Being able to criss-cross whilst jumping rope makes you look like a pro, but it also adds a different challenge as a boxer.

It’s more of a trick than an actual style of skipping. That’s why first you need to have mastered the standard double-foot jump or the basic boxing skip.

You need to be able to perform a figure 8 with your wrists whilst keeping the rope coming underneath your body. Here’s another video from Jump Rope Dudes that shows how you can start practicing this trick.

Pro Boxers Jumping Rope

Anthony Joshua


Canelo Alvarez


How long do boxers jump rope?

Boxers jump rope for roughly 10-15 minutes. It’s a good exercise to use as a warm-up or cool down as it uses your whole body.

Some boxers are known to jump rope for 30 minutes, but you need to have a high level of endurance to do it for that long.

How often do boxers jump rope?

There is no set number of times a boxer jumps rope per week.
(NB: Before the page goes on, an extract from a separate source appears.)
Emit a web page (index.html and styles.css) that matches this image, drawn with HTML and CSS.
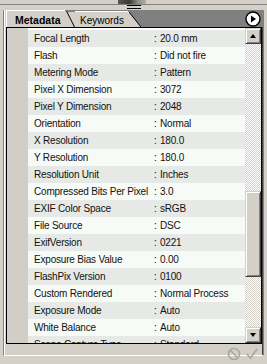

If you’re training six times a week and using it as a warm-up exercise then you will end up doing it six times.

Some will say this is too much and to mix it up with running so maybe three or four times a week jump rope instead.

Is jump rope good for boxers?

Yes, jumping rope is a great way for boxers to improve many areas of their training and performance. Boxers do it for conditioning, improving footwork and coordination, as well as being a great way to improve mental discipline and stamina.

What jump rope did Mike Tyson use?

It has been stated that Mike Tyson used a leather jump rope when he was training as a professional boxer. From videos of him jumping rope, it’s hard to tell, but it’s definitely a speed rope that he is using.

Do boxers run or jump rope?

Boxers will both run and jump rope in a normal week’s training routine as there are benefits to both.

Some days it’s good to have a light run and then an intense jump rope session and other days you can do the opposite. Variety is the spice of life, after all.